Posted 23:48 23rd May 2008
Our game against Sunderland truly was the finest Play-off final. A wonderful day. Our trilogy against Leeds in 86/87 was truly nervewracking, & for sheer drama, would run close(in Charlton history). Sky have omitted one of the other greatest play-off finals, which was the Swindon V Leicester final which Swindon won 4-3. They were 3-0 up before Leicester levelled it up, then Swindon snatched it at the death. That was an excellent game too!
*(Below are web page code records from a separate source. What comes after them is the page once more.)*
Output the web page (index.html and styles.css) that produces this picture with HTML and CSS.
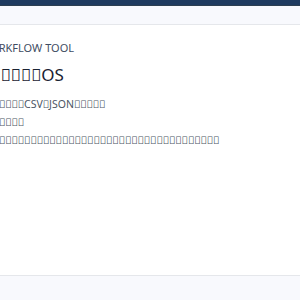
FILE: index.html
```html
<!DOCTYPE html>
<html lang="ja">
<head>
<meta charset="utf-8">
<title>Workflow Tool</title>
<link rel="stylesheet" href="styles.css">
</head>
<body>
<header class="topbar"></header>
<nav class="subbar"></nav>
<main class="stage">
  <section class="intro">
    <p class="eyebrow">WORKFLOW TOOL</p>
    <h1 class="title">&#xE000;&#xE000;&#xE000;&#xE000;&#xE000;&#xE000;OS</h1>
    <p class="line">&#xE000;&#xE000;&#xE000;&#xE000;&#xE000;&#xE000;&#xE000;CSV&#xE000;JSON&#xE000;&#xE000;&#xE000;&#xE000;&#xE000;</p>
    <p class="line">&#xE000;&#xE000;&#xE000;&#xE000;&#xE000;&#xE000;&#xE000;</p>
    <p class="line">&#xE000;&#xE000;&#xE000;&#xE000;&#xE000;&#xE000;&#xE000;&#xE000;&#xE000;&#xE000;&#xE000;&#xE000;&#xE000;&#xE000;&#xE000;&#xE000;&#xE000;&#xE000;&#xE000;&#xE000;&#xE000;&#xE000;&#xE000;&#xE000;&#xE000;&#xE000;&#xE000;&#xE000;&#xE000;&#xE000;&#xE000;&#xE000;&#xE000;&#xE000;&#xE000;&#xE000;&#xE000;&#xE000;</p>
  </section>
</main>
<footer class="footbar"></footer>
</body>
</html>
```
FILE: styles.css
```css
html, body {
  margin: 0;
  padding: 0;
  height: 100%;
}
body {
  font-family: "Noto Sans", sans-serif;
  background: #ffffff;
  display: flex;
  flex-direction: column;
  overflow: hidden;
}
.topbar {
  height: 5px;
  background: #1e3a5f;
  border-bottom: 1px solid #2c3e50;
  flex: none;
}
.subbar {
  height: 18px;
  background: #f8f9fd;
  border-bottom: 1px solid #e5e7eb;
  flex: none;
}
.stage {
  flex: 1;
  display: flex;
  justify-content: center;
}
.intro {
  flex: none;
  width: 340px;
  padding-top: 15px;
}
.eyebrow {
  margin: 0;
  font-size: 11px;
  line-height: 16px;
  color: #3f4d63;
}
.title {
  margin: 7px 0 8px;
  font-size: 17px;
  line-height: 24px;
  font-weight: 400;
  color: #1a2233;
}
.line {
  margin: 0;
  font-size: 10.5px;
  line-height: 18px;
  color: #4b5563;
}
.footbar {
  height: 24px;
  flex: none;
  background: #f8f9fd;
  border-top: 1px solid #e5e7eb;
}
```
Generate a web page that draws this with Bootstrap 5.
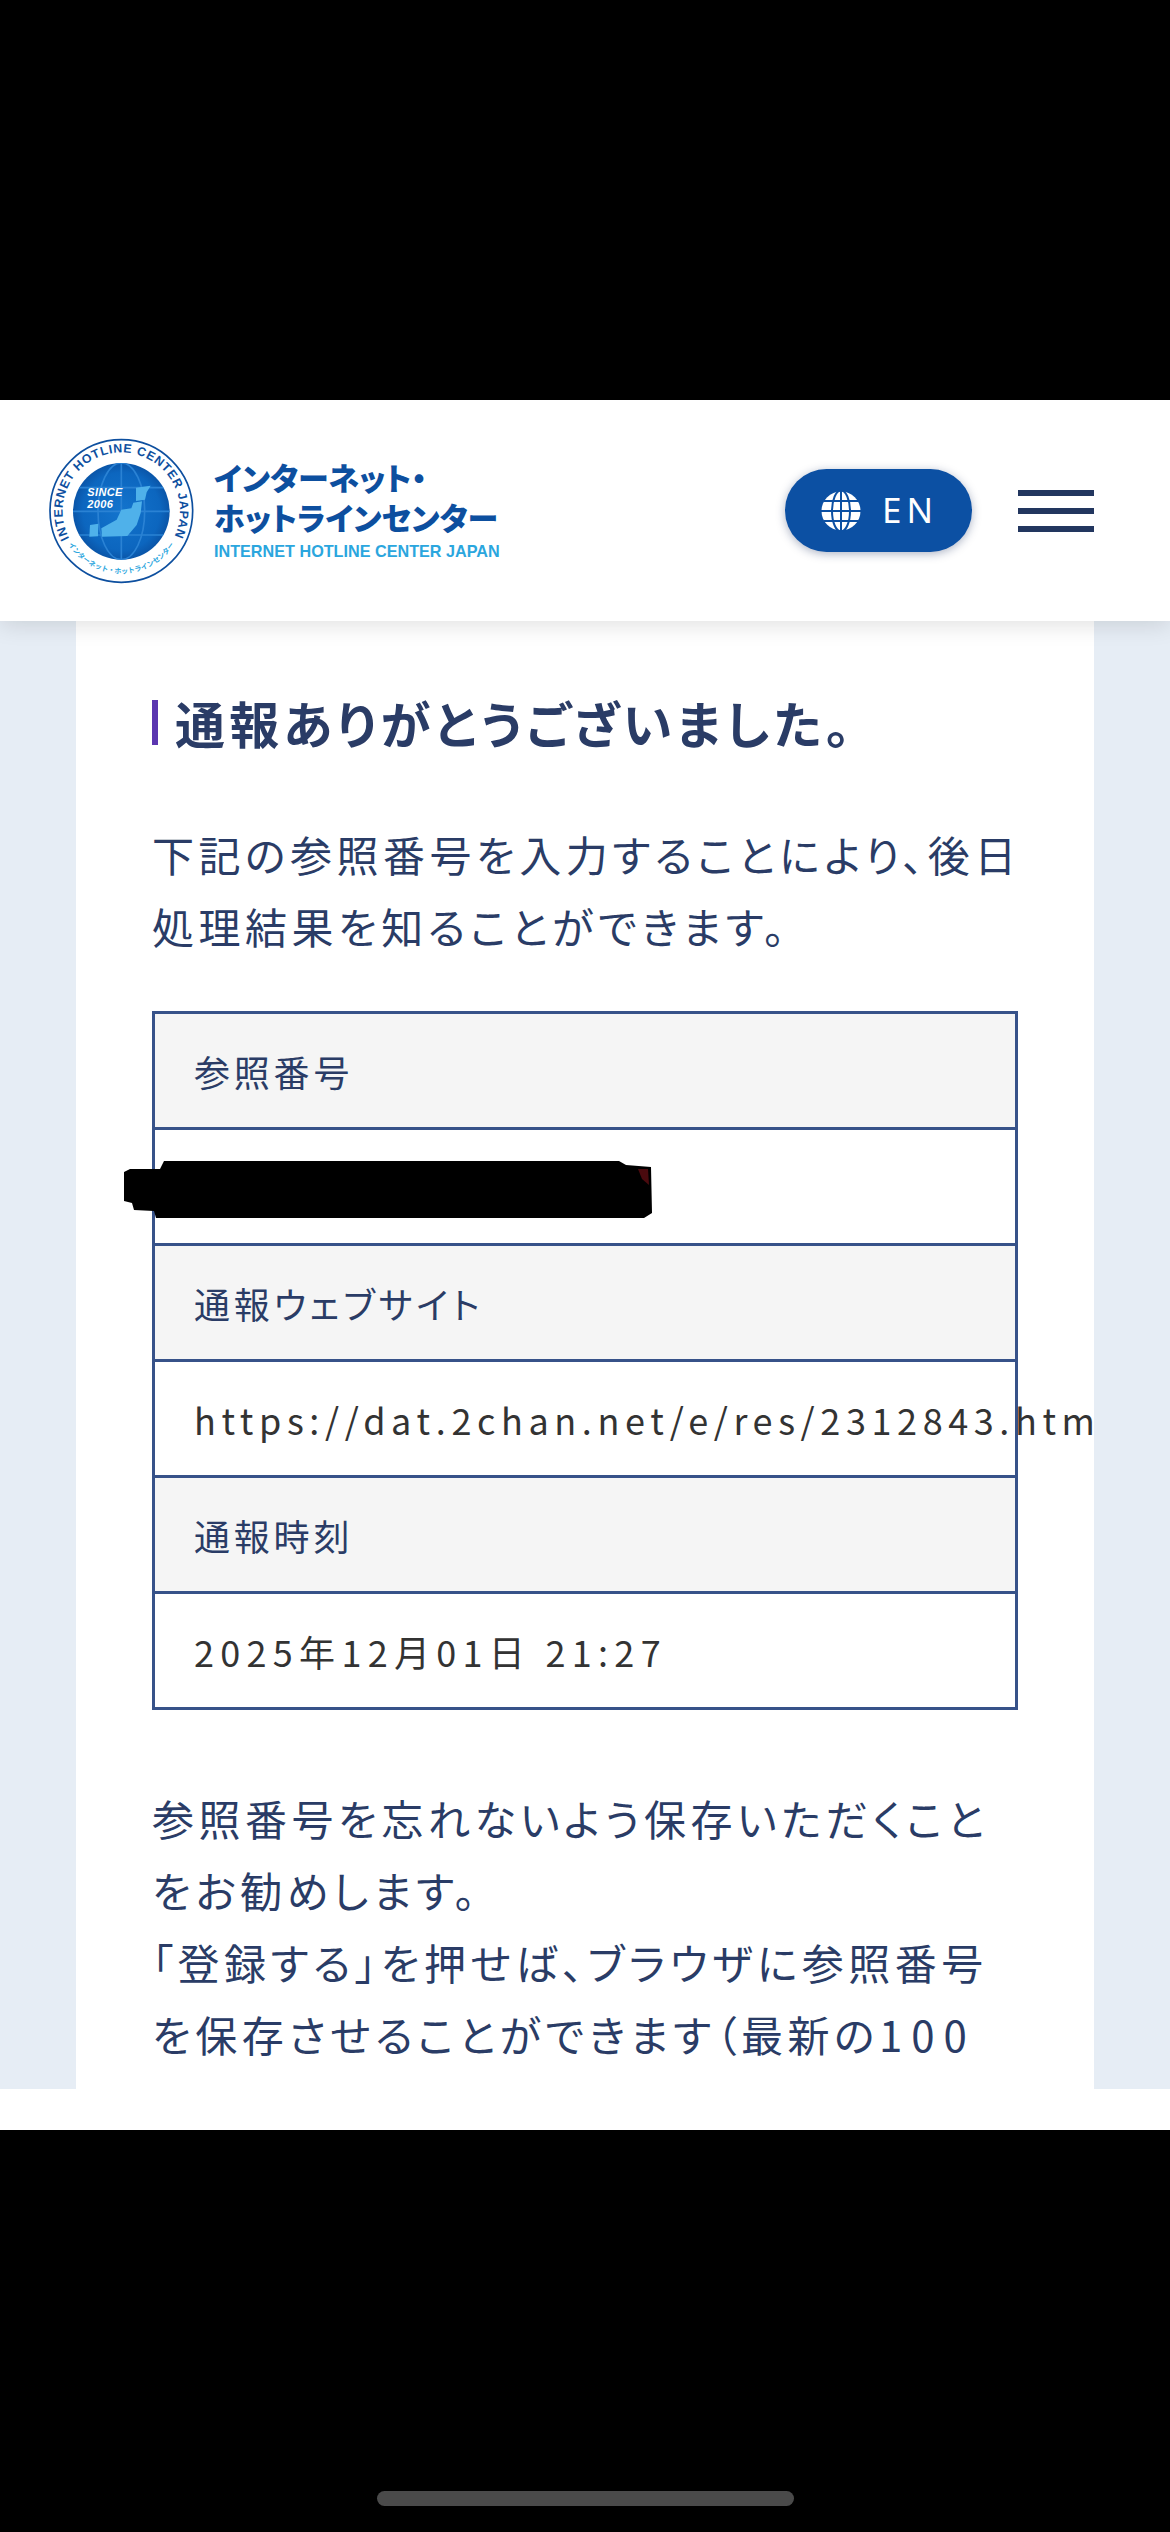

Posted 20:38 23rd May 2008
Indeed 98 was the very best play-off final! A truly wonderful day, & a pleasure to witness the greatest ever game at Wembley(TM) in the flesh. One that Sky have missed though is Swindon beating Leicester 4-3. Swindon were 3-0 up before Leicester pulled it back, only for Swindon to pip 'em at the post. Also, our epic trilogy against Leeds Utd back in '87 wasn't one for people with dubious bowel muscles!
Posted 16:45 23rd May 2008
The 1998 Play-Off final has to be one of the best games ever played on the hallowed two towers turf. It was a fantastic game to watch for all neutrals with Shaun Newton scoring Charltons final penalty before Michael Gray passed the ball to Sasa Ilic. This will live long in the hearts of Charlton fans.
Posted 16:04 23rd May 2008
What a game that was! I had a good mate down from Aberdeen who has been a season ticket holder at Pittodrie for 30 years. He still tells me it was the best game he's ever seen. Every Charlton fan who was there will tell you how flat we all were travelling home on the coaches and trains. Everyone was absolutley drained physically and emotionally at the end. I agree re the Sunderland fans - they were a credit to their club and their city.